WASHINGTON — The District is adopting a tougher testing standard at certain facilities in order to protect children from lead in drinking water.

The new policy at the city’s public schools and parks and recreation centers will change the standard from the EPA’s maximum allowable lead level of 15 parts per billion for the 1 part per billion standard recommended by the American Academy of Pediatrics.

D.C., Deputy City Administrator Kevin Donahue made the announced in a press release Monday evening saying that “lead exposure in children is preventable and we will be working diligently to set policy at our facilities that goes far beyond EPA standards.”

Last week, the American Academy of Pediatrics in a report called for lead levels of more than 1 PPB to be immediately corrected.

The new lead testing policy in D.C. comes on the heels of the discovery of elevated lead levels at seven drinking water sources at public libraries.

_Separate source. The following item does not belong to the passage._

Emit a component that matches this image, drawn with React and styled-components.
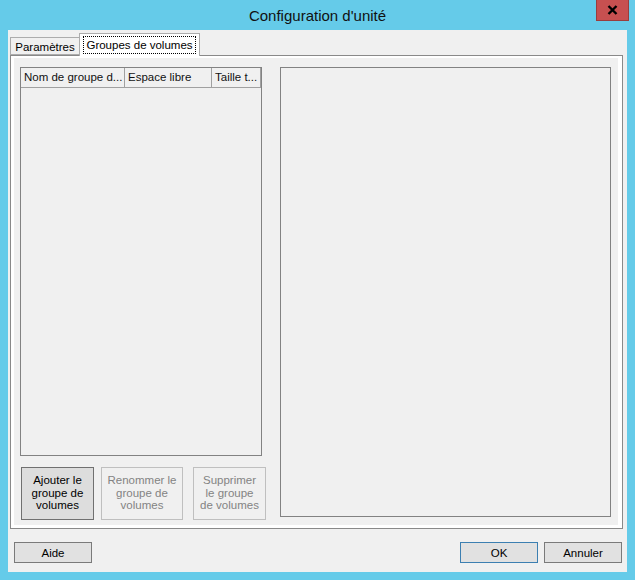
import React from 'react'
import styled, { createGlobalStyle } from 'styled-components'

const GlobalStyle = createGlobalStyle`
    html, body {
        margin: 0;
        padding: 0;
        background: #65cbe9;
    }
    * {
        box-sizing: border-box;
    }
`

function App() {
    return (
        <Window>
            <GlobalStyle />
            <TitleBar>
                <Title>Configuration d'unité</Title>
                <CloseBtn>
                    <svg width="11" height="10" viewBox="0 0 11 10">
                        <path d="M1.5 1 L9.5 9 M9.5 1 L1.5 9" stroke="#000" strokeWidth="2.4" />
                    </svg>
                </CloseBtn>
            </TitleBar>

            <Body>
                <TabStrip>
                    <Tab>Paramètres</Tab>
                    <Tab $active>
                        <Focus>Groupes de volumes</Focus>
                    </Tab>
                </TabStrip>

                <TabPanel>
                    <Page>
                        <LeftCol>
                            <ListView>
                                <Header>
                                    <Column $w={104}>Nom de groupe d...</Column>
                                    <Column $w={87}>Espace libre</Column>
                                    <Column $w={49}>Taille t...</Column>
                                </Header>
                            </ListView>
                            <ActionRow>
                                <ActionBtn $w={73}>Ajouter le<br />groupe de<br />volumes</ActionBtn>
                                <ActionBtn $w={82} $ml={7} disabled>Renommer le<br />groupe de<br />volumes</ActionBtn>
                                <ActionBtn $w={73} $ml={10} disabled>Supprimer<br />le groupe<br />de volumes</ActionBtn>
                            </ActionRow>
                        </LeftCol>
                        <DetailPane />
                    </Page>
                </TabPanel>

                <Footer>
                    <DlgBtn>Aide</DlgBtn>
                    <Spacer />
                    <DlgBtn $primary>OK</DlgBtn>
                    <DlgBtn>Annuler</DlgBtn>
                </Footer>
            </Body>
        </Window>
    )
}

const Window = styled.div`
    width: 635px;
    height: 580px;
    background: #65cbe9;
    display: flex;
    flex-direction: column;
    font-family: "Liberation Sans", Arial, sans-serif;
    font-size: 11.5px;
    color: #000;
`

const TitleBar = styled.div`
    height: 30px;
    position: relative;
    display: flex;
    align-items: center;
    justify-content: center;
`

const Title = styled.div`
    font-size: 15px;
    color: #111;
    margin-top: 1px;
`

const CloseBtn = styled.div`
    position: absolute;
    top: 0;
    right: 6px;
    width: 33px;
    height: 21px;
    background: #c75050;
    border: 1px solid #9a3d3d;
    border-top: none;
    display: flex;
    align-items: center;
    justify-content: center;
`

const Body = styled.div`
    flex: 1;
    margin: 0 8px 8px 8px;
    background: #f0f0f0;
    display: flex;
    flex-direction: column;
    padding: 3px 5px 0 2px;
`

const TabStrip = styled.div`
    display: flex;
    align-items: flex-end;
    height: 22px;
    position: relative;
    z-index: 1;
`

const Tab = styled.div`
    height: ${p => (p.$active ? '23px' : '18px')};
    width: ${p => (p.$active ? '121px' : '70px')};
    margin-left: ${p => (p.$active ? '-1px' : '0')};
    margin-bottom: ${p => (p.$active ? '-1px' : '0')};
    border: 1px solid #acacac;
    border-bottom: ${p => (p.$active ? 'none' : '1px solid #acacac')};
    background: ${p => (p.$active ? '#ffffff' : '#f0f0f0')};
    display: flex;
    align-items: center;
    justify-content: center;
    padding: ${p => (p.$active ? '2px 3px 2px 3px' : '1px 0 0 0')};
    white-space: nowrap;
`

const Focus = styled.div`
    width: 100%;
    height: 18px;
    border: 1px dotted #000;
    display: flex;
    align-items: center;
    justify-content: center;
`

const TabPanel = styled.div`
    width: 613px;
    height: 474px;
    border: 1px solid #898989;
    background: #ffffff;
    padding: 2px 4px 3px 3px;
`

const Page = styled.div`
    height: 100%;
    background: #f0f0f0;
    display: flex;
    padding: 9px 8px 9px 6px;
`

const LeftCol = styled.div`
    width: 260px;
    flex-shrink: 0;
    display: flex;
    flex-direction: column;
`

const ListView = styled.div`
    width: 242px;
    height: 389px;
    flex-shrink: 0;
    border: 1px solid #828282;
    background: #f0f0f0;
`

const Header = styled.div`
    display: flex;
    height: 20px;
    border-bottom: 1px solid #a0a0a0;
`

const Column = styled.div`
    width: ${p => p.$w}px;
    border-right: 1px solid #a0a0a0;
    padding: 3px 0 0 3px;
    white-space: nowrap;
    overflow: hidden;
    color: #111;
`

const ActionRow = styled.div`
    display: flex;
    flex-shrink: 0;
    margin-top: 11px;
    padding-left: 1px;
`

const ActionBtn = styled.div`
    width: ${p => p.$w}px;
    margin-left: ${p => p.$ml || 0}px;
    height: 53px;
    border: 1px solid ${p => (p.disabled ? '#bfbfbf' : '#707070')};
    background: ${p => (p.disabled ? '#f0f0f0' : '#dddddd')};
    color: ${p => (p.disabled ? '#838383' : '#000')};
    text-align: center;
    line-height: 12.5px;
    padding-top: 6px;
    white-space: nowrap;
`

const DetailPane = styled.div`
    width: 331px;
    flex-shrink: 0;
    border: 1px solid #828282;
    background: #f0f0f0;
    height: 450px;
`

const Footer = styled.div`
    display: flex;
    margin-top: 13px;
    padding-left: 4px;
    gap: 6px;
`

const Spacer = styled.div`
    flex: 1;
`

const DlgBtn = styled.div`
    width: 78px;
    height: 21px;
    border: 1px solid ${p => (p.$primary ? '#3c7fb1' : '#7a7a7a')};
    background: #e1e1e1;
    display: flex;
    align-items: center;
    justify-content: center;
    padding-top: 1px;
`

export default App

The testing was done during the first two weeks of June at all D.C.’s public libraries.

Last year, elevated lead levels were being found at water fountains at about a dozen city schools. But the results were not shared with school principals and parents until months later. No children have tested positive for lead at the schools.

The District government says in a statement that the new standard will cost about $2 million to implement and about $1.5 million a year after that.

The City Council has scheduled a hearing on the schools’ lead testing program for Wednesday.  Donahue is expected to testify about the new policy.